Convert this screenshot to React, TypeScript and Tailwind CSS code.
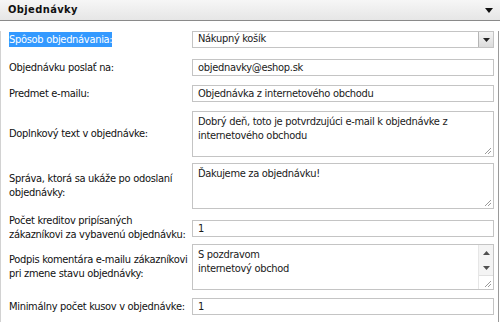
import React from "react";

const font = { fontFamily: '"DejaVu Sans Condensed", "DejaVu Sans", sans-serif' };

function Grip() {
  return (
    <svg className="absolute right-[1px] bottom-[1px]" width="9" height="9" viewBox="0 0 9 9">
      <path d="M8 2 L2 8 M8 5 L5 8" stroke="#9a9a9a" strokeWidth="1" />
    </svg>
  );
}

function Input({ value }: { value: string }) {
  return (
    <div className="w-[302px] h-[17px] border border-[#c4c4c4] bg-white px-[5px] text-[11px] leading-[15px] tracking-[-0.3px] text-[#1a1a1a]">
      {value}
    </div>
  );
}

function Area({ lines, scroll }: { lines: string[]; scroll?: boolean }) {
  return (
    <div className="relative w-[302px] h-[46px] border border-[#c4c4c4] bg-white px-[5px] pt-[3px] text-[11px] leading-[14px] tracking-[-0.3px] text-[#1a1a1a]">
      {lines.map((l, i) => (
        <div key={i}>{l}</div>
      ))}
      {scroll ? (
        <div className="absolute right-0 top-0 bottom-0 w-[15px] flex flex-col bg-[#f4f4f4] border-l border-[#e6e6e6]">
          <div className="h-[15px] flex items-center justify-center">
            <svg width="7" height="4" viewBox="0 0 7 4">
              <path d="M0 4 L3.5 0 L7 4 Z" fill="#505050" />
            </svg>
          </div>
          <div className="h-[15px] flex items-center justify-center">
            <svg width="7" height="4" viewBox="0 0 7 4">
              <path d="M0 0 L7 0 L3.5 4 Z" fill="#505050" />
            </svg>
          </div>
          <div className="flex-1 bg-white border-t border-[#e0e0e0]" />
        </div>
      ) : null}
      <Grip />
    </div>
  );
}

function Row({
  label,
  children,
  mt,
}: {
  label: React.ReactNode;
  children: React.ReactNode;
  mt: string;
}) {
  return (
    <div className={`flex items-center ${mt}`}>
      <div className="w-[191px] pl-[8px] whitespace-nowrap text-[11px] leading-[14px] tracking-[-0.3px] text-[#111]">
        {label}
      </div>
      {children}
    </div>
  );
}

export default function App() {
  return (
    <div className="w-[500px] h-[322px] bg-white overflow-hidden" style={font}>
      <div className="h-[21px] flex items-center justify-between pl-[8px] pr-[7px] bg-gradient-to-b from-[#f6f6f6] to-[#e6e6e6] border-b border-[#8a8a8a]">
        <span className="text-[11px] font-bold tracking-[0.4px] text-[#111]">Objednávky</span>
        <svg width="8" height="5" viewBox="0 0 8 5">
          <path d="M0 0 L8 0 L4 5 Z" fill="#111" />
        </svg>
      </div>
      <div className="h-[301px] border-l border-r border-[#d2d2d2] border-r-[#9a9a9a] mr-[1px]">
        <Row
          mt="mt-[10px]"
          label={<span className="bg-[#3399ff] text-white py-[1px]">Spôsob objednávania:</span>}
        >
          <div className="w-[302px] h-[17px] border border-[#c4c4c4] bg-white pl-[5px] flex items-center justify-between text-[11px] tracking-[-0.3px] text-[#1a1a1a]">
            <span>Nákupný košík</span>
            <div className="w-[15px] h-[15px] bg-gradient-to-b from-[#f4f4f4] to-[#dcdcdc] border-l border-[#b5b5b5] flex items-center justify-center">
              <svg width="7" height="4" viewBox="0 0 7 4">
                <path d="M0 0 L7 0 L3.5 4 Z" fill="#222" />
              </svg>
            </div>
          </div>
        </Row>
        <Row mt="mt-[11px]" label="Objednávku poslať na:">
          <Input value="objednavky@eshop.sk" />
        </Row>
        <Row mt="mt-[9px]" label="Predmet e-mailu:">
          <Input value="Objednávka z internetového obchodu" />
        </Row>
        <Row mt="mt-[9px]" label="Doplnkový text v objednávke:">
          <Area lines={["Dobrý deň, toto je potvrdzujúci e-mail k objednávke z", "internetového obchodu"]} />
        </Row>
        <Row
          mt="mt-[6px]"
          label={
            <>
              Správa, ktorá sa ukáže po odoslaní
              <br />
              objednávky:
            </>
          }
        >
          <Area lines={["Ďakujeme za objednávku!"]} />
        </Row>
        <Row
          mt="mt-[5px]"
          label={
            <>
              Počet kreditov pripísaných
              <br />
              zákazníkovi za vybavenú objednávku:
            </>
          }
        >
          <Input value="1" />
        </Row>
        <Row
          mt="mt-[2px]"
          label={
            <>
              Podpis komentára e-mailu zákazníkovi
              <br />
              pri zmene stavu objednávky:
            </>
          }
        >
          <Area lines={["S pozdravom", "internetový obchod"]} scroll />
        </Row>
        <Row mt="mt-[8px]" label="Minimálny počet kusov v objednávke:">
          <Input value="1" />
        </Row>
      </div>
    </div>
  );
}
#####
● DESCRIPTION OF THE TASK
Leave out the pictures and retype every line above exactly.

● THE OUTPUT
Convert this screenshot to React, TypeScript and Tailwind CSS code.
import React from "react";

const font = { fontFamily: '"DejaVu Sans Condensed", "DejaVu Sans", sans-serif' };

function Grip() {
  return (
    <svg className="absolute right-[1px] bottom-[1px]" width="9" height="9" viewBox="0 0 9 9">
      <path d="M8 2 L2 8 M8 5 L5 8" stroke="#9a9a9a" strokeWidth="1" />
    </svg>
  );
}

function Input({ value }: { value: string }) {
  return (
    <div className="w-[302px] h-[17px] border border-[#c4c4c4] bg-white px-[5px] text-[11px] leading-[15px] tracking-[-0.3px] text-[#1a1a1a]">
      {value}
    </div>
  );
}

function Area({ lines, scroll }: { lines: string[]; scroll?: boolean }) {
  return (
    <div className="relative w-[302px] h-[46px] border border-[#c4c4c4] bg-white px-[5px] pt-[3px] text-[11px] leading-[14px] tracking-[-0.3px] text-[#1a1a1a]">
      {lines.map((l, i) => (
        <div key={i}>{l}</div>
      ))}
      {scroll ? (
        <div className="absolute right-0 top-0 bottom-0 w-[15px] flex flex-col bg-[#f4f4f4] border-l border-[#e6e6e6]">
          <div className="h-[15px] flex items-center justify-center">
            <svg width="7" height="4" viewBox="0 0 7 4">
              <path d="M0 4 L3.5 0 L7 4 Z" fill="#505050" />
            </svg>
          </div>
          <div className="h-[15px] flex items-center justify-center">
            <svg width="7" height="4" viewBox="0 0 7 4">
              <path d="M0 0 L7 0 L3.5 4 Z" fill="#505050" />
            </svg>
          </div>
          <div className="flex-1 bg-white border-t border-[#e0e0e0]" />
        </div>
      ) : null}
      <Grip />
    </div>
  );
}

function Row({
  label,
  children,
  mt,
}: {
  label: React.ReactNode;
  children: React.ReactNode;
  mt: string;
}) {
  return (
    <div className={`flex items-center ${mt}`}>
      <div className="w-[191px] pl-[8px] whitespace-nowrap text-[11px] leading-[14px] tracking-[-0.3px] text-[#111]">
        {label}
      </div>
      {children}
    </div>
  );
}

export default function App() {
  return (
    <div className="w-[500px] h-[322px] bg-white overflow-hidden" style={font}>
      <div className="h-[21px] flex items-center justify-between pl-[8px] pr-[7px] bg-gradient-to-b from-[#f6f6f6] to-[#e6e6e6] border-b border-[#8a8a8a]">
        <span className="text-[11px] font-bold tracking-[0.4px] text-[#111]">Objednávky</span>
        <svg width="8" height="5" viewBox="0 0 8 5">
          <path d="M0 0 L8 0 L4 5 Z" fill="#111" />
        </svg>
      </div>
      <div className="h-[301px] border-l border-r border-[#d2d2d2] border-r-[#9a9a9a] mr-[1px]">
        <Row
          mt="mt-[10px]"
          label={<span className="bg-[#3399ff] text-white py-[1px]">Spôsob objednávania:</span>}
        >
          <div className="w-[302px] h-[17px] border border-[#c4c4c4] bg-white pl-[5px] flex items-center justify-between text-[11px] tracking-[-0.3px] text-[#1a1a1a]">
            <span>Nákupný košík</span>
            <div className="w-[15px] h-[15px] bg-gradient-to-b from-[#f4f4f4] to-[#dcdcdc] border-l border-[#b5b5b5] flex items-center justify-center">
              <svg width="7" height="4" viewBox="0 0 7 4">
                <path d="M0 0 L7 0 L3.5 4 Z" fill="#222" />
              </svg>
            </div>
          </div>
        </Row>
        <Row mt="mt-[11px]" label="Objednávku poslať na:">
          <Input value="objednavky@eshop.sk" />
        </Row>
        <Row mt="mt-[9px]" label="Predmet e-mailu:">
          <Input value="Objednávka z internetového obchodu" />
        </Row>
        <Row mt="mt-[9px]" label="Doplnkový text v objednávke:">
          <Area lines={["Dobrý deň, toto je potvrdzujúci e-mail k objednávke z", "internetového obchodu"]} />
        </Row>
        <Row
          mt="mt-[6px]"
          label={
            <>
              Správa, ktorá sa ukáže po odoslaní
              <br />
              objednávky:
            </>
          }
        >
          <Area lines={["Ďakujeme za objednávku!"]} />
        </Row>
        <Row
          mt="mt-[5px]"
          label={
            <>
              Počet kreditov pripísaných
              <br />
              zákazníkovi za vybavenú objednávku:
            </>
          }
        >
          <Input value="1" />
        </Row>
        <Row
          mt="mt-[2px]"
          label={
            <>
              Podpis komentára e-mailu zákazníkovi
              <br />
              pri zmene stavu objednávky:
            </>
          }
        >
          <Area lines={["S pozdravom", "internetový obchod"]} scroll />
        </Row>
        <Row mt="mt-[8px]" label="Minimálny počet kusov v objednávke:">
          <Input value="1" />
        </Row>
      </div>
    </div>
  );
}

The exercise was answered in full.